Iron and Copper serve as key co-constituents for numerous enzymes in a wide range of biological systems, and their elevated or impoverished levels in aqueous systems have dramatic consequences at organismal, ecosystem, and human health scales. Over the last decade these effects have increasingly been recognized to be important in ocean systems. Identifying sites and times where these metals cause negative environmental outcomes is greatly hampered by their comparatively sparse datasets. This problem is a direct consequence of the analytical challenge of obtaining accurate Fe and Cu determinations in saline waters at very low (trace) concentrations, and the limitations of ship-dependent sampling regimes.
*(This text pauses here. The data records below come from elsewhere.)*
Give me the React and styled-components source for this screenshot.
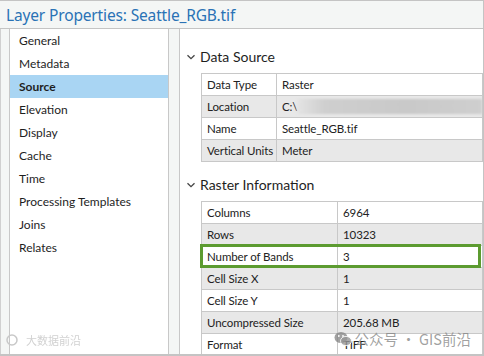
import React from "react";
import styled, { createGlobalStyle } from "styled-components";

const Global = createGlobalStyle`
  html, body { margin: 0; padding: 0; background: #ffffff; }
  body { font-family: Lato, "Noto Sans", "Noto Sans CJK SC", sans-serif; }
`;

const Window = styled.div`
  position: relative;
  width: 484px;
  height: 356px;
  box-sizing: border-box;
  border-top: 1px solid #c4c4c4;
  border-right: 1px solid #c4c4c4;
  border-bottom: 2px solid #c4c4c4;
  background: #f4f6f5;
  display: flex;
  flex-direction: column;
  overflow: hidden;
`;

const TitleBar = styled.div`
  height: 28px;
  box-sizing: border-box;
  padding-left: 6px;
  display: flex;
  align-items: center;
  border-bottom: 1px solid #c4c4c4;
  font-family: "Noto Sans", sans-serif;
  font-size: 15.5px;
  color: #2a72b5;
  letter-spacing: -0.15px;
`;

const Body = styled.div`
  flex: 1;
  display: flex;
  gap: 10px;
  padding-left: 8px;
  min-height: 0;
  border-left: 1px solid #d0d0d0;
`;

const Nav = styled.div`
  width: 160px;
  box-sizing: border-box;
  background: #fff;
  border-left: 1px solid #c8c8c8;
  border-right: 1px solid #c8c8c8;
  display: flex;
  flex-direction: column;
`;

const NavItem = styled.div`
  height: 23px;
  display: flex;
  align-items: center;
  padding-left: 9px;
  font-size: 12px;
  color: #1e1e1e;
  background: ${(p) => (p.$active ? "#a9d5f3" : "transparent")};
  font-weight: ${(p) => (p.$active ? 700 : 400)};
`;

const Main = styled.div`
  flex: 1;
  background: #fff;
  border-left: 1px solid #c8c8c8;
  padding: 19px 0 0 6px;
  display: flex;
  flex-direction: column;
  min-width: 0;
`;

const SectionHeader = styled.div`
  height: 22px;
  display: flex;
  align-items: center;
  gap: 4px;
  font-size: 14px;
  color: #1e1e1e;
  margin-top: ${(p) => p.$top || 0}px;
`;

const Chevron = styled.svg`
  width: 10px;
  height: 10px;
  flex: none;
`;

const Table = styled.div`
  margin: ${(p) => p.$mt}px 0 0 15px;
  display: grid;
  grid-template-columns: ${(p) => p.$label}px 1fr;
  border-top: 1px solid #c8c8c8;
  border-left: 1px solid #c8c8c8;
  position: relative;
`;

const Cell = styled.div`
  height: 21px;
  display: flex;
  align-items: center;
  padding-left: 5px;
  font-size: 11.5px;
  letter-spacing: -0.1px;
  color: #222;
  background: ${(p) => (p.$alt ? "#e8e8e8" : "#fff")};
  border-bottom: 1px solid #c8c8c8;
  border-right: 1px solid #c8c8c8;
  white-space: nowrap;
  overflow: hidden;
  position: relative;
`;

const Blur = styled.span`
  position: absolute;
  left: 20px;
  right: 0;
  top: 3px;
  bottom: 3px;
  background: linear-gradient(90deg, #e4e4e4 0%, #cfcfcf 15%, #c9c9c9 60%, #cfcfcf 100%);
  filter: blur(1px);
`;

const Highlight = styled.div`
  position: absolute;
  left: -2px;
  width: 281px;
  top: ${(p) => p.$top}px;
  height: 24px;
  box-sizing: border-box;
  border: 3px solid #5c9b30;
  pointer-events: none;
`;

const WatermarkRight = styled.div`
  position: absolute;
  right: 12px;
  bottom: 5px;
  display: flex;
  align-items: center;
  gap: 3px;
  font-family: "Noto Sans CJK SC", sans-serif;
  font-size: 14.5px;
  color: rgba(130, 130, 130, 0.75);
`;

const WatermarkLeft = styled.div`
  position: absolute;
  left: 6px;
  bottom: 6px;
  display: flex;
  align-items: center;
  gap: 4px;
  font-family: "Noto Sans CJK SC", sans-serif;
  font-size: 11px;
  color: rgba(190, 190, 190, 0.7);
  filter: blur(0.6px);
`;

const navItems = [
  "General",
  "Metadata",
  "Source",
  "Elevation",
  "Display",
  "Cache",
  "Time",
  "Processing Templates",
  "Joins",
  "Relates",
];

const dataSource = [
  ["Data Type", "Raster"],
  ["Location", "C:\\", true],
  ["Name", "Seattle_RGB.tif"],
  ["Vertical Units", "Meter"],
];

const rasterInfo = [
  ["Columns", "6964"],
  ["Rows", "10323"],
  ["Number of Bands", "3"],
  ["Cell Size X", "1"],
  ["Cell Size Y", "1"],
  ["Uncompressed Size", "205.68 MB"],
  ["Format", "TIFF"],
];

const ChevronIcon = () => (
  <Chevron viewBox="0 0 10 10">
    <path d="M1.5 3.2 L5 6.7 L8.5 3.2" fill="none" stroke="#444" strokeWidth="1.3" />
  </Chevron>
);

const Rows = ({ rows }) =>
  rows.map(([k, v, blur], i) => (
    <React.Fragment key={k}>
      <Cell $alt={i % 2 === 1}>{k}</Cell>
      <Cell $alt={i % 2 === 1}>
        {v}
        {blur && <Blur />}
      </Cell>
    </React.Fragment>
  ));

export default function App() {
  return (
    <>
      <Global />
      <Window>
        <TitleBar>Layer Properties: Seattle_RGB.tif</TitleBar>
        <Body>
          <Nav>
            {navItems.map((n) => (
              <NavItem key={n} $active={n === "Source"}>
                {n}
              </NavItem>
            ))}
          </Nav>
          <Main>
            <SectionHeader>
              <ChevronIcon />
              Data Source
            </SectionHeader>
            <Table $label={75} $mt={8}>
              <Rows rows={dataSource} />
            </Table>
            <SectionHeader $top={14}>
              <ChevronIcon />
              Raster Information
            </SectionHeader>
            <Table $label={136} $mt={8}>
              <Rows rows={rasterInfo} />
              <Highlight $top={42} />
            </Table>
          </Main>
        </Body>
        <WatermarkLeft>
          <svg width="16" height="12" viewBox="0 0 16 12">
            <circle cx="6" cy="6" r="5" fill="none" stroke="#c8c8c8" strokeWidth="1.5" />
          </svg>
          大数据前沿
        </WatermarkLeft>
        <WatermarkRight>
          <svg width="18" height="16" viewBox="0 0 18 16">
            <ellipse cx="7" cy="6.5" rx="6.5" ry="5.5" fill="rgba(130,130,130,0.75)" />
            <ellipse cx="12" cy="10" rx="5.5" ry="4.6" fill="rgba(150,150,150,0.8)" stroke="#fff" strokeWidth="0.8" />
            <circle cx="4.8" cy="5" r="0.9" fill="#fff" />
            <circle cx="9" cy="5" r="0.9" fill="#fff" />
          </svg>
          公众号 · GIS前沿
        </WatermarkRight>
      </Window>
    </>
  );
}
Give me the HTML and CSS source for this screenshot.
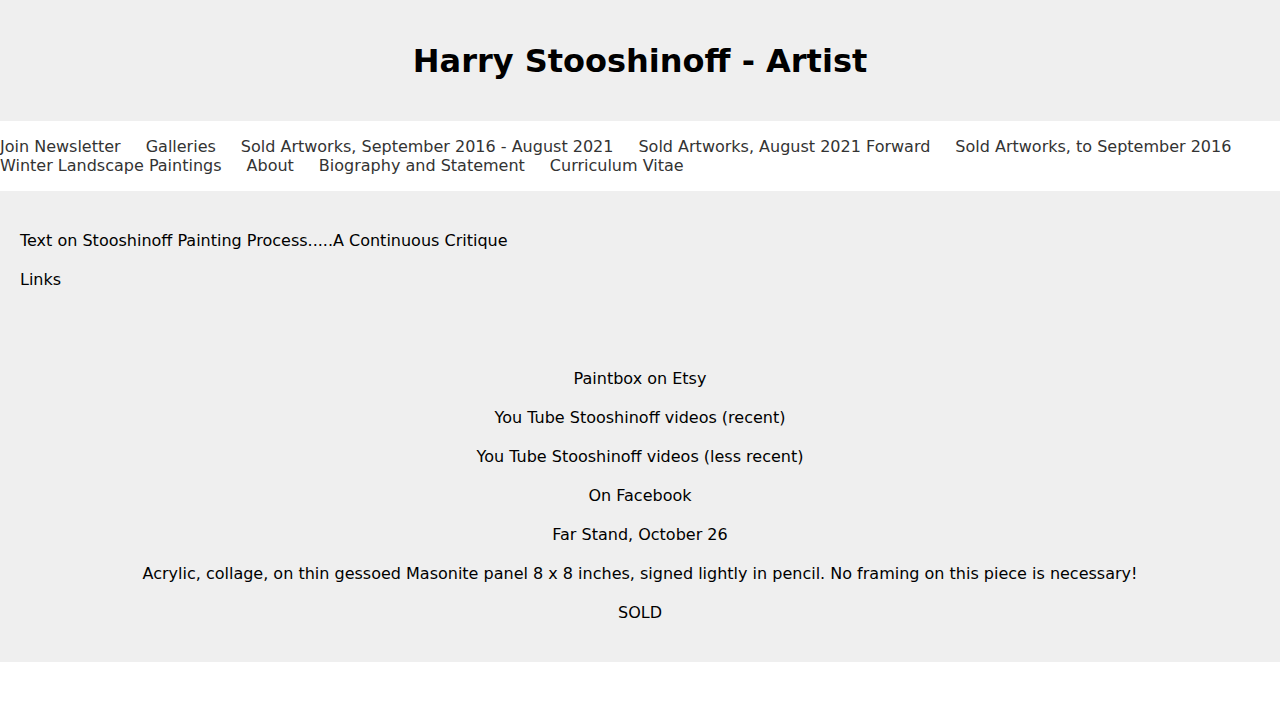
FILE: index.html
```html
<!DOCTYPE html>
<html lang="en">
<head>
<meta charset="utf-8">
<title>Harry Stooshinoff - Artist</title>
<link rel="stylesheet" href="styles.css">
</head>
<body>
<header class="site-header">
  <h1 class="site-title">Harry Stooshinoff - Artist</h1>
</header>
<nav class="site-nav">
  <a href="#">Join Newsletter</a>
  <a href="#">Galleries</a>
  <a href="#">Sold Artworks, September 2016 - August 2021</a>
  <a href="#">Sold Artworks, August 2021 Forward</a>
  <a href="#">Sold Artworks, to September 2016</a>
  <a href="#">Winter Landscape Paintings</a>
  <a href="#">About</a>
  <a href="#">Biography and Statement</a>
  <a href="#">Curriculum Vitae</a>
</nav>
<main class="content">
  <p>Text on Stooshinoff Painting Process.....A Continuous Critique</p>
  <p>Links</p>
  <div class="spacer"></div>
  <div class="centered">
    <p>Paintbox on Etsy</p>
    <p>You Tube Stooshinoff videos (recent)</p>
    <p>You Tube Stooshinoff videos (less recent)</p>
    <p>On Facebook</p>
    <p>Far Stand, October 26</p>
    <p>Acrylic, collage, on thin gessoed Masonite panel 8 x 8 inches, signed lightly in pencil. No framing on this piece is necessary!</p>
    <p>SOLD</p>
  </div>
</main>
</body>
</html>
```
FILE: styles.css
```css
html, body {
  margin: 0;
  padding: 0;
  background: #ffffff;
  font-family: "DejaVu Sans", sans-serif;
  font-size: 16px;
  color: #000;
}
.site-header {
  background: #efefef;
  padding: 43px 0 41px;
  text-align: center;
}
.site-title {
  margin: 0;
  font-size: 32px;
  font-weight: bold;
  line-height: 37px;
}
.site-nav {
  background: #fff;
  padding: 16px 0 16px;
  line-height: 19px;
  display: flex;
  flex-wrap: wrap;
  column-gap: 25px;
}
.site-nav a {
  color: #333;
  text-decoration: none;
}
.content {
  background: #efefef;
  padding: 22px 20px 22px;
}
.content p {
  margin: 16px 0;
  line-height: 23px;
}
.spacer {
  height: 44px;
}
.centered {
  text-align: center;
}
```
The PI?s request funding to build on research and technology advances in the Tripp, Wells and King laboratories to develop active nanostructures that can serve as platforms amenable for detection of a wide range of environmentally important dissolved metals in seawater. Preliminary work has validated a biologically-inspired sensor platform in the subarctic N. Pacific, providing the first demonstration of dissolved Fe measurements at very low (<50 pM) concentrations in oceanic waters by a solid state sensor. The proposed work will 1) optimize this prototype sensor by tuning the active nanostructures to measure dissolved Fe and Cu, and 2) develop a detection device that migrates the current ship-board method to operate on rosette profiling platforms as well as on moorings and autonomous vehicles.
Broader Impacts:
This project has the potential to further develop a sensor that will provide unique information about the chemical speciation of the biologically important metals Fe and Cu. The work proposed here fills an important need for high spatial and temporal resolution data of these metals identified as priority by researchers in marine chemistry and marine biogeochemistry. This interdisciplinary approach has the potential to fill an analytical void for data that continues to stymie efforts to understand how and Cu and more specifically Fe availability in the oceans modulates the cycling of carbon and nitrogen in the marine environment. The proposal is well balanced in its goal of marrying nanotechnology with IR spectroscopy to address a analytical void while providing specific support for the training of students at the undergraduate and graduate levels. The PIs plan to develop minority student involvement in their research. This will have the most important impact, since bringing smart students into our field and stimulating young students to consider careers in science is essential for the continued growth of our national science capabilities.